Unfortunately, these views are held by the leaders and activists of many parties of Iran’s oppressed nationalities.
The third lesson is that nationalism, as ever, is the proletariat’s Achilles heel. As well as the repressive apparatus that includes the Pasdaran (IRGC), Basij (mobilisation), Intelligence Ministry and so on, Iran’s ruling class maintains its power through its ideological hold over all of society. Even many strike leaders and radical workers are not immune from bourgeois ideology, especially the poison of nationalism.
While international attention was focussed on the negotiations with America, the regime has once again been stirring up nationalism and even racism against migrants, especially Afghans. A range of racist measures have been adopted or stepped up, including not allowing Afghan children to go to school in some places. On June 11th, Afghans were not allowed to enter metro carriages in Tajrish station (N. Tehran). Most of them were workers trying to go home in the evening, after a hard day’s work. It is a central duty of vanguard workers to counter the regime’s stoking of anti-migrant sentiments and any justification for oppressing the Kurdish, Arab, Balouch, Azeri, Lor and other national minorities.
This reactionary regime also tries to justify all its clashes with imperialism or regional powers as consequences of its ‘revolutionary’ or ‘anti-imperialist’ character. This is the trick it used to smash the workers’ and women’s and national minorities’ movements during the Iranian revolution.
For revolutionary workers, it is always important to remember that imperialism is the latest stage of the capitalist system. Therefore, in order to beanti-imperialist, you also have to be anti-capitalist. In reality, this regime is the best defender of capitalism in Iran.
Workers should reject both the anti-migrant nationalism and the fake ‘revolutionary’ rhetoric that the regime is whipping up. The struggle against nationalism and racism is crucial for rebuilding the unity and solidarity of workers against this regime and capitalism.
The workers’ movement must overcome this, its weakest point. Workers will never break free of their chains until they overcome this weakness. To build an independent workers’ movement, Iranian workers must recognise Iran’s capitalist ruling class as their main enemy.

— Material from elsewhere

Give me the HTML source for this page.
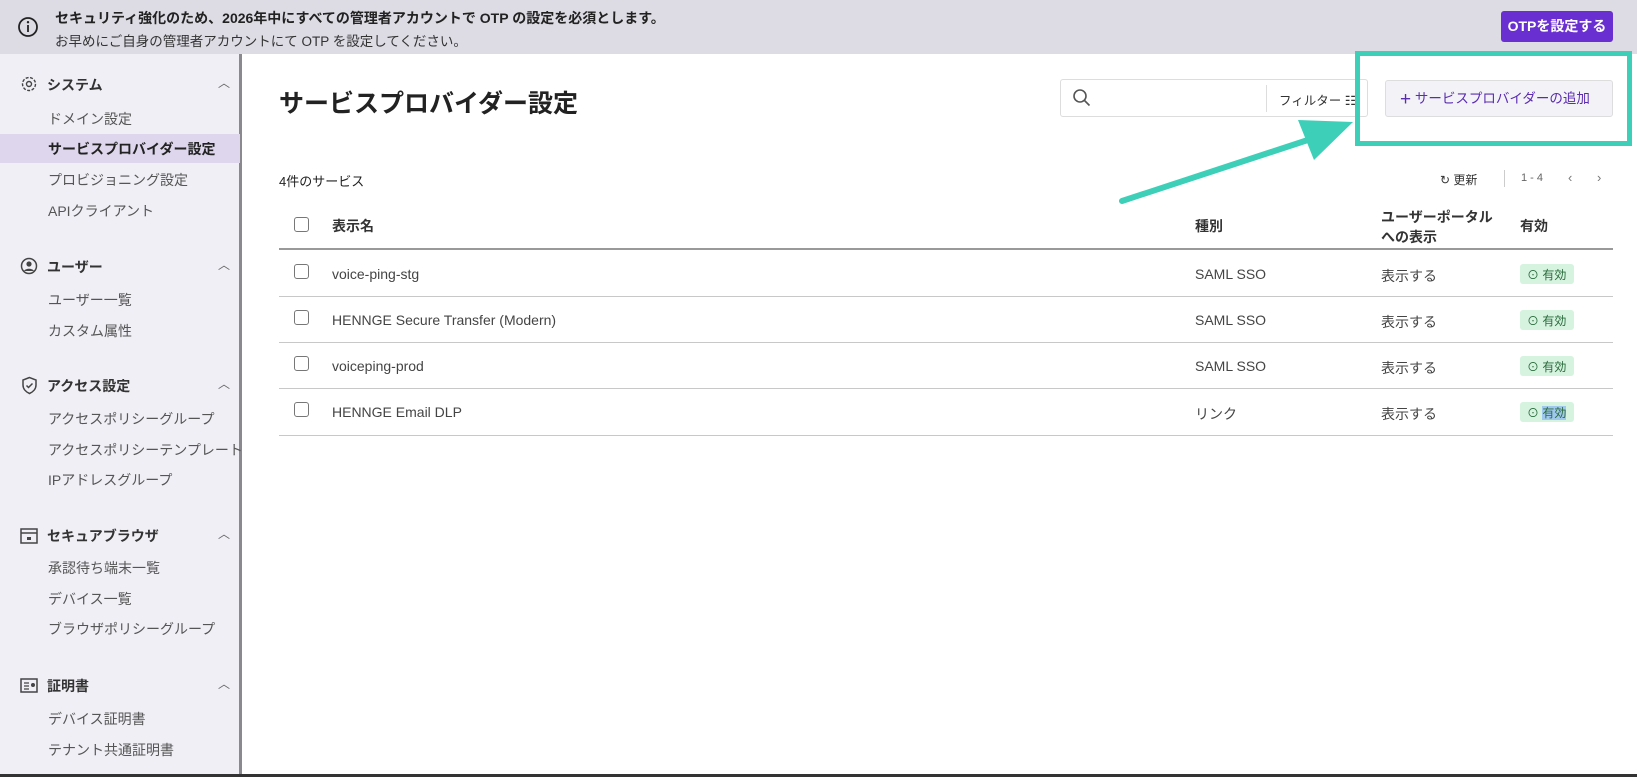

The fourth lesson is that to stop imperialist war, exploitation and oppression by ‘its own’ capitalist class, the vanguard of the Iranian proletariat must urgently start building its own independent and clandestine action cells. These cells can both lead day-to-day workers’ strikes and protests while also preparing for their strategic task: overthrowing capitalism during a revolutionary situation. And when a revolutionary situation does arise, these workers’ clandestine action cells can link and lead similar cells within the women’s, national minorities’ and students’ movements. The fusion of these cells can create the vanguard party under the leadership of the most militant and conscious leaders in the struggle to overthrow the capitalist system.
Netanyahu’s far-right coalition government has recently become shaky, after his most extreme partners threatened to pull out. This could have been a factor in determining the timing of the attacks. Yet, even though this is the most far-right and racist government in the history of Zionism, there is no guarantee that the next Israeli elections will result in anything more moderate.
It is the duty of the vanguard of the Iranian proletariat to build a Leninist party, i.e., its own independent and clandestine command centre, to prepare itself and all exploited and oppressed layers for the overthrow of the Iranian regime and capitalism. This can be a decisive step in a regional workers’ revolution that can free Israeli, Palestinian and all Arab workers from capitalism’s high-tech barbarism.